__PROBLEM DETAILS__: Copy out the whole listing exactly as written, leaving the pictures behind.

__DATASET EXCERPT__:
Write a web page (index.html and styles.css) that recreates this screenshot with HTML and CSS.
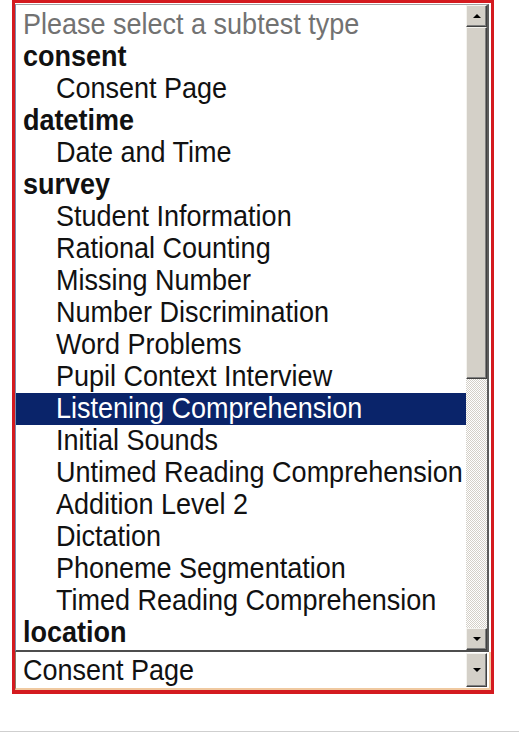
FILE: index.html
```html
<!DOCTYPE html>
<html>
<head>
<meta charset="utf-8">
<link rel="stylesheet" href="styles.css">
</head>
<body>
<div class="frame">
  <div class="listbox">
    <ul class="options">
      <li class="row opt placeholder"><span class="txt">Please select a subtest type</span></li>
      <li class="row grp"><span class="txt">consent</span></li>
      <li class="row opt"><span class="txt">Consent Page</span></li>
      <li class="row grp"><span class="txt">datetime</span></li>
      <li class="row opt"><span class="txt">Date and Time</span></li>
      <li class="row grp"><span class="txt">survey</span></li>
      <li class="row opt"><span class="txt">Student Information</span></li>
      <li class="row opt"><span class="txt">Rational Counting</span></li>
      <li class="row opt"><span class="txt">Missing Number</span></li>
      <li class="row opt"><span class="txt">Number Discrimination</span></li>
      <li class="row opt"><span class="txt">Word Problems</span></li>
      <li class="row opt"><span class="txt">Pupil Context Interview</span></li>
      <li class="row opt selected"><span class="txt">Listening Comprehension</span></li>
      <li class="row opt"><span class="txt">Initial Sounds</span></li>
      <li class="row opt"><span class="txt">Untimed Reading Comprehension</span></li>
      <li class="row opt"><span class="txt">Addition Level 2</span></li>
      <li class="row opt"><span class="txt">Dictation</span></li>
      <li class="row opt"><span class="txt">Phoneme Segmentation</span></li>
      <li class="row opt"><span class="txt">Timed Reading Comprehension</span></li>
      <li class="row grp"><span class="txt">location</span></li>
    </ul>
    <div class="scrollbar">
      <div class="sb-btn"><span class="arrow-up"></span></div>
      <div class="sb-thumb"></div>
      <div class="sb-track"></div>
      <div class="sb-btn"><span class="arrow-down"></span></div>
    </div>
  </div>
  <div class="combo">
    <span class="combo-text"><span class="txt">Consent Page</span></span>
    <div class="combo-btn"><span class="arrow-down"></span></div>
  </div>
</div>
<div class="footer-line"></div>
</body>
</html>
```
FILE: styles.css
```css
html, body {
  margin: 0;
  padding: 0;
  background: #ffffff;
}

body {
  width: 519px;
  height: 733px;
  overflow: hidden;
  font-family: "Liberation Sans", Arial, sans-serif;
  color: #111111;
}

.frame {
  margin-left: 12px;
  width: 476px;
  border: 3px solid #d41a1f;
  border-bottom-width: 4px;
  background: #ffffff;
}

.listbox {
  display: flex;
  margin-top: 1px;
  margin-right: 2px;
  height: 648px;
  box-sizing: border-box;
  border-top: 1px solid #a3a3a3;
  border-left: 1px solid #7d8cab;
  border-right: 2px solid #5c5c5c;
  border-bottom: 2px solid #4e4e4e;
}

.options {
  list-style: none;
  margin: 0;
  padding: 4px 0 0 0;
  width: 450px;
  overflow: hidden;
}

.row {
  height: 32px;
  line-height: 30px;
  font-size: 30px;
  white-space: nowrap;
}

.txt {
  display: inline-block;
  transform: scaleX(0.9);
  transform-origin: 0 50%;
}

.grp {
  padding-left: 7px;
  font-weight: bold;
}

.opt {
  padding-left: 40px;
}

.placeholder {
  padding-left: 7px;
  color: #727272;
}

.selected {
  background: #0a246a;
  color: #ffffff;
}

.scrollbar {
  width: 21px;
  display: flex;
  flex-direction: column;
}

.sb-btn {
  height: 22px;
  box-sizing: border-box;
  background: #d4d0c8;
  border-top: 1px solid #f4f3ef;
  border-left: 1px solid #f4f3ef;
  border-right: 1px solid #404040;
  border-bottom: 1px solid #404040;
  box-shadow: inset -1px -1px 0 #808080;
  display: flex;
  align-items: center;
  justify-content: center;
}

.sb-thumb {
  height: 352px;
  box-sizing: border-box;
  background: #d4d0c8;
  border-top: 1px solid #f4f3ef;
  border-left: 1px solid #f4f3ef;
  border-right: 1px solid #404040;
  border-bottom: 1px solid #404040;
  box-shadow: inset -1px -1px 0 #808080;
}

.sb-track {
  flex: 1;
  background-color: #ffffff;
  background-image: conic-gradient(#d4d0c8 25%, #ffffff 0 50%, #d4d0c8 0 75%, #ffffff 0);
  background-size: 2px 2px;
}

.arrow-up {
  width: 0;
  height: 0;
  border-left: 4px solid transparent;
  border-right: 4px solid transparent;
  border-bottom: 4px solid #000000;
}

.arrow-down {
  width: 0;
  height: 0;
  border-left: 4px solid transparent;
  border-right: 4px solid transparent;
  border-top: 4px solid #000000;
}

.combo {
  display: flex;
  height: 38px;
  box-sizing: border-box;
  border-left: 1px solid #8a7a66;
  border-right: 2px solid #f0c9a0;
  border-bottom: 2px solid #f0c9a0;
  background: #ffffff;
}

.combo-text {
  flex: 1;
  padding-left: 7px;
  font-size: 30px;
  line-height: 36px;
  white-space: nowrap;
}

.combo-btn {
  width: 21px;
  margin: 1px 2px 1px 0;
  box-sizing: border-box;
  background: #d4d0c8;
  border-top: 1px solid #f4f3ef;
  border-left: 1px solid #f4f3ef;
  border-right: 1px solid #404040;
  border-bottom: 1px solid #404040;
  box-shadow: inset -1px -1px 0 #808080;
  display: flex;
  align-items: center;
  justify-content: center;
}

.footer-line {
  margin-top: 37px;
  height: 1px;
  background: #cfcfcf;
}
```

__COMPLETE ANSWER__:
Write a web page (index.html and styles.css) that recreates this screenshot with HTML and CSS.
FILE: index.html
```html
<!DOCTYPE html>
<html>
<head>
<meta charset="utf-8">
<link rel="stylesheet" href="styles.css">
</head>
<body>
<div class="frame">
  <div class="listbox">
    <ul class="options">
      <li class="row opt placeholder"><span class="txt">Please select a subtest type</span></li>
      <li class="row grp"><span class="txt">consent</span></li>
      <li class="row opt"><span class="txt">Consent Page</span></li>
      <li class="row grp"><span class="txt">datetime</span></li>
      <li class="row opt"><span class="txt">Date and Time</span></li>
      <li class="row grp"><span class="txt">survey</span></li>
      <li class="row opt"><span class="txt">Student Information</span></li>
      <li class="row opt"><span class="txt">Rational Counting</span></li>
      <li class="row opt"><span class="txt">Missing Number</span></li>
      <li class="row opt"><span class="txt">Number Discrimination</span></li>
      <li class="row opt"><span class="txt">Word Problems</span></li>
      <li class="row opt"><span class="txt">Pupil Context Interview</span></li>
      <li class="row opt selected"><span class="txt">Listening Comprehension</span></li>
      <li class="row opt"><span class="txt">Initial Sounds</span></li>
      <li class="row opt"><span class="txt">Untimed Reading Comprehension</span></li>
      <li class="row opt"><span class="txt">Addition Level 2</span></li>
      <li class="row opt"><span class="txt">Dictation</span></li>
      <li class="row opt"><span class="txt">Phoneme Segmentation</span></li>
      <li class="row opt"><span class="txt">Timed Reading Comprehension</span></li>
      <li class="row grp"><span class="txt">location</span></li>
    </ul>
    <div class="scrollbar">
      <div class="sb-btn"><span class="arrow-up"></span></div>
      <div class="sb-thumb"></div>
      <div class="sb-track"></div>
      <div class="sb-btn"><span class="arrow-down"></span></div>
    </div>
  </div>
  <div class="combo">
    <span class="combo-text"><span class="txt">Consent Page</span></span>
    <div class="combo-btn"><span class="arrow-down"></span></div>
  </div>
</div>
<div class="footer-line"></div>
</body>
</html>
```
FILE: styles.css
```css
html, body {
  margin: 0;
  padding: 0;
  background: #ffffff;
}

body {
  width: 519px;
  height: 733px;
  overflow: hidden;
  font-family: "Liberation Sans", Arial, sans-serif;
  color: #111111;
}

.frame {
  margin-left: 12px;
  width: 476px;
  border: 3px solid #d41a1f;
  border-bottom-width: 4px;
  background: #ffffff;
}

.listbox {
  display: flex;
  margin-top: 1px;
  margin-right: 2px;
  height: 648px;
  box-sizing: border-box;
  border-top: 1px solid #a3a3a3;
  border-left: 1px solid #7d8cab;
  border-right: 2px solid #5c5c5c;
  border-bottom: 2px solid #4e4e4e;
}

.options {
  list-style: none;
  margin: 0;
  padding: 4px 0 0 0;
  width: 450px;
  overflow: hidden;
}

.row {
  height: 32px;
  line-height: 30px;
  font-size: 30px;
  white-space: nowrap;
}

.txt {
  display: inline-block;
  transform: scaleX(0.9);
  transform-origin: 0 50%;
}

.grp {
  padding-left: 7px;
  font-weight: bold;
}

.opt {
  padding-left: 40px;
}

.placeholder {
  padding-left: 7px;
  color: #727272;
}

.selected {
  background: #0a246a;
  color: #ffffff;
}

.scrollbar {
  width: 21px;
  display: flex;
  flex-direction: column;
}

.sb-btn {
  height: 22px;
  box-sizing: border-box;
  background: #d4d0c8;
  border-top: 1px solid #f4f3ef;
  border-left: 1px solid #f4f3ef;
  border-right: 1px solid #404040;
  border-bottom: 1px solid #404040;
  box-shadow: inset -1px -1px 0 #808080;
  display: flex;
  align-items: center;
  justify-content: center;
}

.sb-thumb {
  height: 352px;
  box-sizing: border-box;
  background: #d4d0c8;
  border-top: 1px solid #f4f3ef;
  border-left: 1px solid #f4f3ef;
  border-right: 1px solid #404040;
  border-bottom: 1px solid #404040;
  box-shadow: inset -1px -1px 0 #808080;
}

.sb-track {
  flex: 1;
  background-color: #ffffff;
  background-image: conic-gradient(#d4d0c8 25%, #ffffff 0 50%, #d4d0c8 0 75%, #ffffff 0);
  background-size: 2px 2px;
}

.arrow-up {
  width: 0;
  height: 0;
  border-left: 4px solid transparent;
  border-right: 4px solid transparent;
  border-bottom: 4px solid #000000;
}

.arrow-down {
  width: 0;
  height: 0;
  border-left: 4px solid transparent;
  border-right: 4px solid transparent;
  border-top: 4px solid #000000;
}

.combo {
  display: flex;
  height: 38px;
  box-sizing: border-box;
  border-left: 1px solid #8a7a66;
  border-right: 2px solid #f0c9a0;
  border-bottom: 2px solid #f0c9a0;
  background: #ffffff;
}

.combo-text {
  flex: 1;
  padding-left: 7px;
  font-size: 30px;
  line-height: 36px;
  white-space: nowrap;
}

.combo-btn {
  width: 21px;
  margin: 1px 2px 1px 0;
  box-sizing: border-box;
  background: #d4d0c8;
  border-top: 1px solid #f4f3ef;
  border-left: 1px solid #f4f3ef;
  border-right: 1px solid #404040;
  border-bottom: 1px solid #404040;
  box-shadow: inset -1px -1px 0 #808080;
  display: flex;
  align-items: center;
  justify-content: center;
}

.footer-line {
  margin-top: 37px;
  height: 1px;
  background: #cfcfcf;
}
```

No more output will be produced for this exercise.